La palabra fracaso ha perdido su tinte peyorativo. Cada vez está más aceptada como parte integrante del éxito. La ciencia se ha forjado sobre el principio de ensayo y error: cuantos más fallos se cosechan, más cerca se está de lograr el acierto. ¿Por qué no aplicar lo mismo al mundo empresarial?
Thomas Alva Edison no solo fue un gran científico, sino también un exitoso empresario que registró más de mil patentes a lo largo de su vida. Muchos de sus inventos solo alcanzaron la gloria después de un largo camino de desastres. Antes de que su bombilla iluminara a la humanidad, el historial de decepciones era tal que la prensa de la época se reía del asunto; pero cuando le preguntaron por ello, el genio respondió: "No he fracasado. He encontrado diez mil soluciones que no funcionan".

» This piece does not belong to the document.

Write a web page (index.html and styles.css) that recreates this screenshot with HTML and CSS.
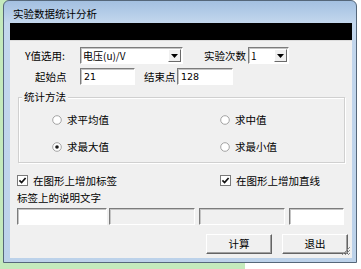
FILE: index.html
```html
<!DOCTYPE html>
<html lang="zh-CN">
<head>
    <meta charset="UTF-8">
    <title>实验数据统计分析</title>
    <link rel="stylesheet" href="styles.css">
</head>
<body>
    <div class="window">
        <div class="titlebar">实验数据统计分析</div>
        <div class="blackbar"></div>
        <div class="client">
            <!-- 第一行：Y值与次数 -->
            <div class="row row-select">
                <span class="lbl lbl-y">Y值选用:</span>
                <div class="combo combo-y">
                    <span class="combo-text">电压(u)/V</span>
                    <span class="combo-btn"><svg width="7" height="4" viewBox="0 0 7 4"><path d="M0 0h7L3.5 4z" fill="#000"/></svg></span>
                </div>
                <span class="lbl lbl-n">实验次数</span>
                <div class="combo combo-n">
                    <span class="combo-text">1</span>
                    <span class="combo-btn"><svg width="7" height="4" viewBox="0 0 7 4"><path d="M0 0h7L3.5 4z" fill="#000"/></svg></span>
                </div>
            </div>

            <!-- 第二行：起止点 -->
            <div class="row row-range">
                <span class="lbl lbl-start">起始点</span>
                <div class="field field-start">21</div>
                <span class="lbl lbl-end">结束点</span>
                <div class="field field-end">128</div>
            </div>

            <!-- 统计方法 -->
            <div class="group">
                <div class="legend">统计方法</div>
                <div class="radios">
                    <div class="radio"><svg width="10" height="10" viewBox="0 0 10 10"><circle cx="5" cy="5" r="4.3" fill="#fff" stroke="#a3a3a3"/></svg><span>求平均值</span></div>
                    <div class="radio"><svg width="10" height="10" viewBox="0 0 10 10"><circle cx="5" cy="5" r="4.3" fill="#fff" stroke="#a3a3a3"/></svg><span>求中值</span></div>
                    <div class="radio"><svg width="10" height="10" viewBox="0 0 10 10"><circle cx="5" cy="5" r="4.3" fill="#fff" stroke="#a3a3a3"/><circle cx="5" cy="5" r="1.8" fill="#1a1a1a"/></svg><span>求最大值</span></div>
                    <div class="radio"><svg width="10" height="10" viewBox="0 0 10 10"><circle cx="5" cy="5" r="4.3" fill="#fff" stroke="#a3a3a3"/></svg><span>求最小值</span></div>
                </div>
            </div>

            <!-- 复选框 -->
            <div class="row row-check">
                <div class="check check-label"><svg width="11" height="11" viewBox="0 0 11 11"><rect x="0.5" y="0.5" width="10" height="10" fill="#fff" stroke="#7a7a7a"/><path d="M2.4 5.4l2.2 2.2 4-4.6" fill="none" stroke="#111" stroke-width="1.7"/></svg><span>在图形上增加标签</span></div>
                <div class="check"><svg width="11" height="11" viewBox="0 0 11 11"><rect x="0.5" y="0.5" width="10" height="10" fill="#fff" stroke="#7a7a7a"/><path d="M2.4 5.4l2.2 2.2 4-4.6" fill="none" stroke="#111" stroke-width="1.7"/></svg><span>在图形上增加直线</span></div>
            </div>

            <div class="caption">标签上的说明文字</div>
            <div class="row row-texts">
                <div class="field t1"></div>
                <div class="field t2 disabled"></div>
                <div class="field t3 disabled"></div>
                <div class="field t4"></div>
            </div>

            <div class="row row-buttons">
                <div class="btn">计算</div>
                <div class="btn">退出</div>
            </div>

            <svg class="grip" width="10" height="10" viewBox="0 0 10 10">
                <path d="M9 1L1 9M9 4L4 9M9 7L7 9" stroke="#8a8a8a" stroke-width="1"/>
            </svg>
        </div>
    </div>
</body>
</html>
```

FILE: styles.css
```css
body {
    margin: 0;
    font-family: "Noto Sans CJK SC", "DejaVu Sans", sans-serif;
    font-size: 10.5px;
    color: #000;
    background: linear-gradient(to right, #c4eabc 245px, #fff 245px);
    height: 269px;
    overflow: hidden;
}
.window {
    margin-left: 3px;
    width: 342px;
    height: 261px;
    border: 1px solid #55677a;
    border-radius: 6px 6px 0 0;
    background: linear-gradient(#a3c0e1, #c3d7ed 22px, #bcd2ea);
    padding: 0 4px 0 6px;
}
.titlebar {
    height: 22px;
    line-height: 25px;
    padding-left: 3px;
}
.blackbar {
    height: 17px;
    background: #000;
}
.client {
    position: relative;
    height: 218px;
    background: #f0f0f0;
    border-top: 1px solid #dcdcdc;
    box-sizing: border-box;
}
.row {
    display: flex;
    align-items: center;
}
.lbl {
    line-height: 14px;
}

/* 第一行 */
.row-select {
    height: 17px;
    margin-top: 6px;
    padding-left: 15px;
}
.lbl-y {
    width: 55px;
}
.lbl-n {
    margin-left: 21px;
    width: 44px;
}
.combo {
    display: flex;
    height: 17px;
    box-sizing: border-box;
    background: #fff;
    border-top: 1px solid #7c7c7c;
    border-left: 1px solid #7c7c7c;
    border-right: 1px solid #fff;
    border-bottom: 1px solid #fff;
    box-shadow: inset 1px 1px 0 #c4c4c4;
}
.combo-y {
    width: 103px;
}
.combo-n {
    width: 41px;
}
.combo-text {
    flex: 1;
    padding-left: 2px;
    line-height: 15px;
    font-size: 10px;
    font-family: "Noto Sans CJK SC", "DejaVu Sans Mono", monospace;
}
.combo-btn {
    width: 13px;
    margin: 1px;
    display: flex;
    align-items: center;
    justify-content: center;
    background: #f0f0f0;
    border-top: 1px solid #fff;
    border-left: 1px solid #fff;
    border-right: 1px solid #6a6a6a;
    border-bottom: 1px solid #6a6a6a;
    box-sizing: border-box;
}

/* 第二行 */
.row-range {
    height: 17px;
    margin-top: 4px;
    padding-left: 25px;
}
.lbl-start {
    width: 45px;
}
.lbl-end {
    margin-left: 9px;
    width: 33px;
}
.field {
    height: 17px;
    box-sizing: border-box;
    background: #fff;
    border-top: 1px solid #7c7c7c;
    border-left: 1px solid #7c7c7c;
    border-right: 1px solid #fff;
    border-bottom: 1px solid #fff;
    box-shadow: inset 1px 1px 0 #c4c4c4;
    padding-left: 3px;
    line-height: 15px;
    font-family: "DejaVu Sans", sans-serif;
    font-size: 9.5px;
}
.field-start {
    width: 55px;
}
.field-end {
    width: 56px;
}

/* 统计方法 */
.group {
    margin: 12px 7px 0 8px;
    height: 66px;
    box-sizing: border-box;
    border: 1px solid #d0d0d0;
    box-shadow: inset 1px 1px 0 #fff, 1px 1px 0 #fff;
}
.legend {
    width: fit-content;
    margin: -7px 0 0 3px;
    padding: 0 2px;
    line-height: 12px;
    background: #f0f0f0;
}
.radios {
    display: grid;
    grid-template-columns: 168px 1fr;
    row-gap: 13px;
    margin-top: 10px;
    padding-left: 33px;
}
.radio {
    display: flex;
    align-items: center;
    gap: 5px;
    height: 14px;
}
.radio span {
    line-height: 14px;
}

/* 复选框 */
.row-check {
    height: 14px;
    margin-top: 10px;
    padding-left: 7px;
}
.check {
    display: flex;
    align-items: center;
    gap: 5px;
}
.check-label {
    width: 203px;
}
.caption {
    margin-top: 4px;
    padding-left: 7px;
    line-height: 14px;
}
.row-texts {
    margin-top: 3px;
    padding-left: 7px;
}
.t1 {
    width: 90px;
}
.t2 {
    width: 86px;
    margin-left: 2px;
}
.t3 {
    width: 86px;
    margin-left: 4px;
}
.t4 {
    width: 55px;
    margin-left: 4px;
}
.field.disabled {
    background: #f0f0f0;
}

/* 按钮 */
.row-buttons {
    margin-top: 9px;
    padding-left: 196px;
    gap: 10px;
}
.btn {
    width: 66px;
    height: 20px;
    box-sizing: border-box;
    text-align: center;
    line-height: 18px;
    background: #f0f0f0;
    border-top: 1px solid #fff;
    border-left: 1px solid #fff;
    border-right: 1px solid #646464;
    border-bottom: 1px solid #646464;
    box-shadow: inset -1px -1px 0 #a0a0a0;
}
.grip {
    position: absolute;
    right: 1px;
    bottom: 2px;
}
```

Del mismo modo, la historia está llena de personas exitosas a las que echaron del colegio cuando eran niños, que perdieron estrepitosamente en todos los concursos a los que se presentaron, que sufrieron el rechazo a sus obras o sus ideas en multitud de ocasiones… Pero que no se rindieron.
El fracaso en la empresa es, en mi opinión, un requisito para el éxito, siempre y cuando se sepa gestionar de la manera adecuada. Para ello, es imprescindible fomentar una política corporativa donde perder coexista con ganar.
Admitir el propio fracaso. Hay que asumir los errores, jamás encubrirlos ni derivarla responsabilidad hacia otros. Pero también hay que compartirlos, porque eso genera empatía, les dice a los demás que también ellos pueden fracasar y muestra que todos podemos ser resilientes, salir a flote tras el naufragio. Y no solo eso, hablar abiertamente de un fallo propio puede llevar a otros a dar con la solución que no hemos encontrado.